**Given problem**. Tally the lines that contain "React" and report the total alone.

[Entries with page source code]
--- Begin ---

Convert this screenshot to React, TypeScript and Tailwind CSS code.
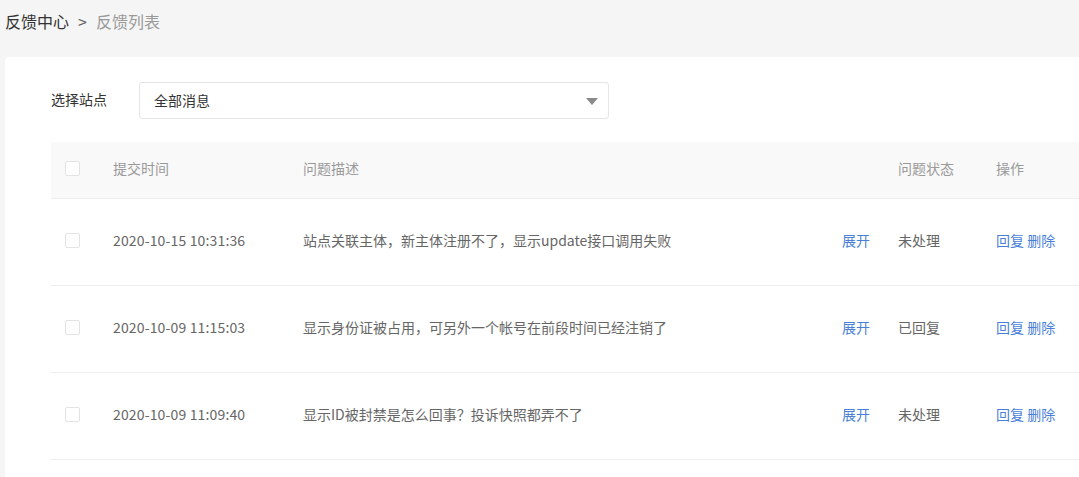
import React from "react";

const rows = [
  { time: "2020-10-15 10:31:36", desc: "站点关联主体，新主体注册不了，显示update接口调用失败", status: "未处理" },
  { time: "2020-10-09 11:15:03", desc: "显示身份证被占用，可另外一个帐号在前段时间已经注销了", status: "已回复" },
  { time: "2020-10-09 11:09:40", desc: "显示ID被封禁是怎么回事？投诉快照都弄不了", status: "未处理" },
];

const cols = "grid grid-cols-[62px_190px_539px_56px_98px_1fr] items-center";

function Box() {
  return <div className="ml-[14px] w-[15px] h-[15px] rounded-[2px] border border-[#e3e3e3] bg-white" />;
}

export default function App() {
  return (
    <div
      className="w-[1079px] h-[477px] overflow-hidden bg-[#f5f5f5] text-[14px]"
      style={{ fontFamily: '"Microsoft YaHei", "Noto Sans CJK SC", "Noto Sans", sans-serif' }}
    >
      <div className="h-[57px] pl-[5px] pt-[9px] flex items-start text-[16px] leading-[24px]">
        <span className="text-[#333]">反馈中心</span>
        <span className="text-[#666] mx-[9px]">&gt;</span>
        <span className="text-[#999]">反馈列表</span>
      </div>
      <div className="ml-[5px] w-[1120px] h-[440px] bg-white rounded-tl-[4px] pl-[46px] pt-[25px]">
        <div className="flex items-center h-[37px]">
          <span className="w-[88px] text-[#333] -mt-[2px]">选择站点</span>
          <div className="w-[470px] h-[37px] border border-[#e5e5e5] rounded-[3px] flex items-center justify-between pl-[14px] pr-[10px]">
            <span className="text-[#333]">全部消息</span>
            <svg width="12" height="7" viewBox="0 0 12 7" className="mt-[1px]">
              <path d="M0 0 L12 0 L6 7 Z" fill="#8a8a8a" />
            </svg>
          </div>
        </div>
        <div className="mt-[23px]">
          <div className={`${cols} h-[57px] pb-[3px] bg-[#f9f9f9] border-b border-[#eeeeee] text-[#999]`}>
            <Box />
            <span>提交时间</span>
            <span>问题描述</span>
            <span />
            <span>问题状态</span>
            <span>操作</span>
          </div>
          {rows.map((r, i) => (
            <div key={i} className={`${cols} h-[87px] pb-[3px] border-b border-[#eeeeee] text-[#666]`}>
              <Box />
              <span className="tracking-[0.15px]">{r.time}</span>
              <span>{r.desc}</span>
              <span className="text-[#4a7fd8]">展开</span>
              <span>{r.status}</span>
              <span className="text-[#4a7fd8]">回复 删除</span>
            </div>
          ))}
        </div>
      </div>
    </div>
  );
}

--- End ---
--- Begin ---

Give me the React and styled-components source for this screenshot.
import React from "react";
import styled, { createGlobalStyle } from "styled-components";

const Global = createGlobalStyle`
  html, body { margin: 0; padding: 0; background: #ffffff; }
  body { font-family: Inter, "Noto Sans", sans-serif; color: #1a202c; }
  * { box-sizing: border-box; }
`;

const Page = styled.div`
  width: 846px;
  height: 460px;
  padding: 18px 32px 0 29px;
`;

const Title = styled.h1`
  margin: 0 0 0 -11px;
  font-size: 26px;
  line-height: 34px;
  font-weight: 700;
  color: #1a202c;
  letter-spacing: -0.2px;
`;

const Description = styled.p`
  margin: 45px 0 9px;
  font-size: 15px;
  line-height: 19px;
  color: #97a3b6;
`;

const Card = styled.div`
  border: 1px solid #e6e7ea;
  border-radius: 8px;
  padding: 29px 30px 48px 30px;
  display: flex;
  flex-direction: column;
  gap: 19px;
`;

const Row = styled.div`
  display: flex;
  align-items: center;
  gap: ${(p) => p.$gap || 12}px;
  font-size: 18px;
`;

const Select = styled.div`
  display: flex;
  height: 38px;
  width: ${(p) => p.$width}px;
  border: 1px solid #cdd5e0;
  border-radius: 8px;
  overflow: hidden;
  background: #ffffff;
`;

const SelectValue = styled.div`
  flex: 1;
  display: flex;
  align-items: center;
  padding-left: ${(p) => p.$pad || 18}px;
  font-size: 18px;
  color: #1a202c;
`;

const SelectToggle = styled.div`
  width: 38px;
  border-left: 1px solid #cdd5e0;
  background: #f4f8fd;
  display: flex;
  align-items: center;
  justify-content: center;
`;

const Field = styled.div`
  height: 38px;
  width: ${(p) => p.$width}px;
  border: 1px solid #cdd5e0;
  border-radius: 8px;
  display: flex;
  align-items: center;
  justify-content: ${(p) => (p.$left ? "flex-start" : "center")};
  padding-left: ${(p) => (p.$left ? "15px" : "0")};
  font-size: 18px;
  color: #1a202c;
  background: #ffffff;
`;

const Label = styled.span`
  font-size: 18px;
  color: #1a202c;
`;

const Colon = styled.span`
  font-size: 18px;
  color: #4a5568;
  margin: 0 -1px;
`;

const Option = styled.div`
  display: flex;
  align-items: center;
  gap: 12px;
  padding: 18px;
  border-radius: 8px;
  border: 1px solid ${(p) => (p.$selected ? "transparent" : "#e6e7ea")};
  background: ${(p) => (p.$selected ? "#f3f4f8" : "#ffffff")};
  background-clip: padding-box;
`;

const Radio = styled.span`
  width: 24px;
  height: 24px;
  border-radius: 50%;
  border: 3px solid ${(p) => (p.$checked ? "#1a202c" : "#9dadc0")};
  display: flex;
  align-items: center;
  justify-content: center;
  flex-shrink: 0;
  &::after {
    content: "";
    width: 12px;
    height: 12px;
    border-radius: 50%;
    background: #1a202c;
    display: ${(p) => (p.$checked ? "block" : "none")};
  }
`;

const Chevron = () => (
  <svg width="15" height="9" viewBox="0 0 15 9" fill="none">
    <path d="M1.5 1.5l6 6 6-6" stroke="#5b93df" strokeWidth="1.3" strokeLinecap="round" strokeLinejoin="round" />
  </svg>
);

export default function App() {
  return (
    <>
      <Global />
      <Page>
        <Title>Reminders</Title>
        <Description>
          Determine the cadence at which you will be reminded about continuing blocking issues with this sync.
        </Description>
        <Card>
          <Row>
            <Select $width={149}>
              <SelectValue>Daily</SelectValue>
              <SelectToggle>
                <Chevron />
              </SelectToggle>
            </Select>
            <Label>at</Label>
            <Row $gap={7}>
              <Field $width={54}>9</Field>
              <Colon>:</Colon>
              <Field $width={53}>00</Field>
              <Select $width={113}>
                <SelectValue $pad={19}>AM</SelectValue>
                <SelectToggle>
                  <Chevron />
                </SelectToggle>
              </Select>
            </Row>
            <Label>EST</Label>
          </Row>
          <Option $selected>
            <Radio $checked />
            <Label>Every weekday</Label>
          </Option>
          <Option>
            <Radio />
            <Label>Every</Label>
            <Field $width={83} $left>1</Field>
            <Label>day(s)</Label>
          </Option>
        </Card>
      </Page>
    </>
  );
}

--- End ---

**Finished exercise**. 4